Hint:To solve the given question we must two different concepts. One is conservation of momentum when the net force on the system is zero and the other is speed of the mass at the mean position under SHM. We must also express the angular frequency of the motion.

Formula used:
$v=A\omega $
$P=Mv$
$\omega =\sqrt{\dfrac{k}{m}}$

Complete step by step answer:
Let us use some properties of a spring block system under S.H.M (Simple harmonic motion). At the mean position (i.e. where the net force on the block is zero), the speed of the block is equal to $v=A\omega $,
where A is the amplitude of the S.H.M and $\omega $ is the angular frequency of the motion.

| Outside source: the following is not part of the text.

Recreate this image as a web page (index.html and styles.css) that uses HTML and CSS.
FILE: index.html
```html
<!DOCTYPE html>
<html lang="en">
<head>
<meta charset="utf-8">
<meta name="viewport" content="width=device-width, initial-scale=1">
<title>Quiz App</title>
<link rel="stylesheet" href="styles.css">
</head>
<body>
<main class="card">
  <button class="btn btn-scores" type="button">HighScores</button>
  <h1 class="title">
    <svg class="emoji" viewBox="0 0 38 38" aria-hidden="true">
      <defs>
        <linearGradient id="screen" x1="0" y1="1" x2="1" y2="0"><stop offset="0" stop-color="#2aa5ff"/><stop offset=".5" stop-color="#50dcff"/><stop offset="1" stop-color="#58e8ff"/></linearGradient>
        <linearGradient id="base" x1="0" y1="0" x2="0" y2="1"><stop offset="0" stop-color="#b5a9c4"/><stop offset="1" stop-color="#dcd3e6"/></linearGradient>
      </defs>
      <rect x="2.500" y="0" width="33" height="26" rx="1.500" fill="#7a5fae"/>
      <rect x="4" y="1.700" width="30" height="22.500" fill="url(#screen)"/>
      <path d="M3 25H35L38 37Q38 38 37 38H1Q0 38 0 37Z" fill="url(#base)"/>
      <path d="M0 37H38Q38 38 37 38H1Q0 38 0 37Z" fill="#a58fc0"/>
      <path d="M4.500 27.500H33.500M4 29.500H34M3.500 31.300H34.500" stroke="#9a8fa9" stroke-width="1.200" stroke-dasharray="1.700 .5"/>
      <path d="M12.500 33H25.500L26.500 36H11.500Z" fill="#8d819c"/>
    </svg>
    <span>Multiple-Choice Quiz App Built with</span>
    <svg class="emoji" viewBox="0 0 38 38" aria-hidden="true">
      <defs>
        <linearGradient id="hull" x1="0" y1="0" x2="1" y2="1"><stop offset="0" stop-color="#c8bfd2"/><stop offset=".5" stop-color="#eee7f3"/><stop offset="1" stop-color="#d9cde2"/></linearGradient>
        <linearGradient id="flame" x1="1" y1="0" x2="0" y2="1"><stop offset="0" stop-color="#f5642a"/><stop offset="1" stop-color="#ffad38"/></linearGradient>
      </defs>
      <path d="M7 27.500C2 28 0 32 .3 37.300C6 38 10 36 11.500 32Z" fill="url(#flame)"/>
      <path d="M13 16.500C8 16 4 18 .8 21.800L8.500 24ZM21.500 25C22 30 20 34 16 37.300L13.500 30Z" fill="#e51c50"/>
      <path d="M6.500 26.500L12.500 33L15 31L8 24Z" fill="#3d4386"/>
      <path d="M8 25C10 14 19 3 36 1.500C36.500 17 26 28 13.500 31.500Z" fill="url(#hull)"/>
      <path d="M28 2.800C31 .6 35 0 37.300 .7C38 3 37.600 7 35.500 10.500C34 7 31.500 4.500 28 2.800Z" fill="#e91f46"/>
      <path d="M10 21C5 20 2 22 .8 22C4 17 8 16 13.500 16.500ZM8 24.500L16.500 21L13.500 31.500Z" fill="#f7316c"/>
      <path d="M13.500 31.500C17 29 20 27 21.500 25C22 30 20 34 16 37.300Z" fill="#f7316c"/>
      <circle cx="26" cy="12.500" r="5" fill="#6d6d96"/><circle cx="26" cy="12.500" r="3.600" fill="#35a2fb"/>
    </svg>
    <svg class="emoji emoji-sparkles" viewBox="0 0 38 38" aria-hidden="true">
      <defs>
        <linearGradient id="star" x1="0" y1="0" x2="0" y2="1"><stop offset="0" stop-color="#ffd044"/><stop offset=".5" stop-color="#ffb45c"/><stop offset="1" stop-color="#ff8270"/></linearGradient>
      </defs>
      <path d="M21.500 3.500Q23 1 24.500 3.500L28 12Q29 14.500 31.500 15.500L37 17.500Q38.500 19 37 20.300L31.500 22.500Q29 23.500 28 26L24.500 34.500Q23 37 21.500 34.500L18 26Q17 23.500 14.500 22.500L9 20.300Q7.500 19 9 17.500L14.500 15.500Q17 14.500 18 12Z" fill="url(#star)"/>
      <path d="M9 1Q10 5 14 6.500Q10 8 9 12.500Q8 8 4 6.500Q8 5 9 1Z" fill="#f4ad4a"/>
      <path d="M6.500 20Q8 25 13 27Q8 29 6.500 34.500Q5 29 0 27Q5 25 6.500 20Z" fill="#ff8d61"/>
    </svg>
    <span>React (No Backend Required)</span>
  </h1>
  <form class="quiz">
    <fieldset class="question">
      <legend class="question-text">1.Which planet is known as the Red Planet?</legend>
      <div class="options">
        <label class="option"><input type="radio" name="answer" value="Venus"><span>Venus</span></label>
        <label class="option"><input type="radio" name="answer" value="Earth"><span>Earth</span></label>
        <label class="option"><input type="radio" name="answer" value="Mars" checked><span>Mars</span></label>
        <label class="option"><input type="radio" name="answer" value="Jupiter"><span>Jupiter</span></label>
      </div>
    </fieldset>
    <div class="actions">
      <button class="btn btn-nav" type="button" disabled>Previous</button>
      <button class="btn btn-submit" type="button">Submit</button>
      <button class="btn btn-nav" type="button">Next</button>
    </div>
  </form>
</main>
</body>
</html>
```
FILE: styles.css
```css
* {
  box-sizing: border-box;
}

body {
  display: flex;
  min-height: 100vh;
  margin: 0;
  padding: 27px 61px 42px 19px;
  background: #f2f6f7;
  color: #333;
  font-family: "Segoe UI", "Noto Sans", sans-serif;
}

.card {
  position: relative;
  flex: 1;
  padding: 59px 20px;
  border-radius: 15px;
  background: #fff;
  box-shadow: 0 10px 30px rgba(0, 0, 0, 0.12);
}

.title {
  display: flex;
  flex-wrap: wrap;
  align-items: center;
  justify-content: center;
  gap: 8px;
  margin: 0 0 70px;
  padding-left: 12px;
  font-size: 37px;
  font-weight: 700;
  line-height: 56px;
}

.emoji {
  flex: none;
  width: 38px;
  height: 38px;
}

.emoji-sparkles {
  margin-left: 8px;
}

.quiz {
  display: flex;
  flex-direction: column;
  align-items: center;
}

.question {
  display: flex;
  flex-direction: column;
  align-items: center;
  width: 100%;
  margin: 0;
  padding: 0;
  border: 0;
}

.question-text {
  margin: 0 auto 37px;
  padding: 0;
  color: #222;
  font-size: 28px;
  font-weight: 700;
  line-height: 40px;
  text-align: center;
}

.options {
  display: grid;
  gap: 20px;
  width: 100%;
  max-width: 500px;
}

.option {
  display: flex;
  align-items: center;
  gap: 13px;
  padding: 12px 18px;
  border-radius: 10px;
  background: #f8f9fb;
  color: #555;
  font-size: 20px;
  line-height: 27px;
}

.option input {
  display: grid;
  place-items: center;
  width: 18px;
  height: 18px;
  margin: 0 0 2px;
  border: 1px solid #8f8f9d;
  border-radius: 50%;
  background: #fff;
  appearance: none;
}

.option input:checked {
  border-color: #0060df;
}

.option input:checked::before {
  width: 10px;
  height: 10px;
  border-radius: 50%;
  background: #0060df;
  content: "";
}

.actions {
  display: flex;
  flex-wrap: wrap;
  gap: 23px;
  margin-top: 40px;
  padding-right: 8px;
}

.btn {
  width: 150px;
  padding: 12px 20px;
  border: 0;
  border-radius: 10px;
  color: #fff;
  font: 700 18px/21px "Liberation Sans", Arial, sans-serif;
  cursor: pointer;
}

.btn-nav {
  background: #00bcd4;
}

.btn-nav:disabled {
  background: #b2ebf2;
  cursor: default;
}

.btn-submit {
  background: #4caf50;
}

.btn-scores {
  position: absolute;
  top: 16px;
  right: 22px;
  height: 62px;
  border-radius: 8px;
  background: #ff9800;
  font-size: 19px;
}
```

Let the speed of the single mass M, with amplitude ${{A}_{1}}$ and angular frequency ${{\omega }_{1}}$ be ${{v}_{1}}={{A}_{1}}{{\omega }_{1}}$.
$\Rightarrow {{A}_{1}}=\dfrac{{{v}_{1}}}{{{\omega }_{1}}}$ ….. (i)
Let the speed of system of the two masses M and m, with amplitude ${{A}_{2}}$ and angular frequency ${{\omega }_{2}}$ be ${{v}_{2}}={{A}_{2}}{{\omega }_{2}}$.
$\Rightarrow {{A}_{2}}=\dfrac{{{v}_{2}}}{{{\omega }_{2}}}$ ….. (ii).
Divide (i) by (ii)
$\Rightarrow \dfrac{{{A}_{1}}}{{{A}_{2}}}=\dfrac{\dfrac{{{v}_{1}}}{{{\omega }_{1}}}}{\dfrac{{{v}_{2}}}{{{\omega }_{2}}}}=\dfrac{{{v}_{1}}{{\omega }_{2}}}{{{v}_{2}}{{\omega }_{1}}}$ …. (iii).

Also, at the means position the net force on the mass M is zero and the mass m is also at rest. Therefore, this means that the net force for the system is zero at the mean position. Hence, the momentum of the system will be conserved when two masses collide with each.
Here, the mass M is moving with speed ${{v}_{1}}$ at the mean position. With this speed, it collides with the mass m and then both move together with speed ${{v}_{2}}$ in the same direction of ${{v}_{1}}$.

Therefore, the momentum of the system just before collision is ${{P}_{i}}=M{{v}_{1}}$.
The momentum of the system just after the collision is ${{P}_{f}}=(M+m){{v}_{2}}$.
But ${{P}_{i}}={{P}_{f}}$
$\Rightarrow M{{v}_{1}}=(M+m){{v}_{2}}$
$\Rightarrow \dfrac{{{v}_{1}}}{{{v}_{2}}}=\dfrac{(M+m)}{M}$
Substitute the ratio in (iii).
$\Rightarrow \dfrac{{{A}_{1}}}{{{A}_{2}}}=\left( \dfrac{(M+m)}{M} \right)\dfrac{{{\omega }_{2}}}{{{\omega }_{1}}}$ …. (iv)

The angular frequency of a spring mass system is given as $\omega =\sqrt{\dfrac{k}{m}}$,
where k is the spring constant of the spring and m is the total mass attached to the spring.
Since in both the cases the spring remains the same, the value of k is the same in both.
In the first, the mass is M and in the second case the mass is $(M+m)$ .
This means that ${{\omega }_{1}}=\sqrt{\dfrac{k}{M}}$ …. (v)
and ${{\omega }_{2}}=\sqrt{\dfrac{k}{M+m}}$ …. (vi)
Now, divide (vi) and (v).
 $\Rightarrow \dfrac{{{\omega }_{2}}}{{{\omega }_{1}}}=\dfrac{\sqrt{\dfrac{k}{M+m}}}{\sqrt{\dfrac{k}{M}}}$
$\Rightarrow \dfrac{{{\omega }_{2}}}{{{\omega }_{1}}}=\sqrt{\dfrac{M}{M+m}}$
Substitute this value in (iv).
$\Rightarrow \dfrac{{{A}_{1}}}{{{A}_{2}}}=\left( \dfrac{(M+m)}{M} \right)\sqrt{\dfrac{M}{M+m}}$
$\Rightarrow \dfrac{{{A}_{1}}}{{{A}_{2}}}=\sqrt{\dfrac{M+m}{M}}\\
\therefore \dfrac{{{A}_{1}}}{{{A}_{2}}}={{\left( \dfrac{M+m}{M} \right)}^{\dfrac{1}{2}}}$.

Hence, the correct option is B.

Note: The formula $v=A\omega $ gives us the speed of the mass only at the mean position and this is the maximum value of the speed of the mass. Its speed varies in the sinusoidal function of time. However, a simple harmonic motion as a constant angular frequency.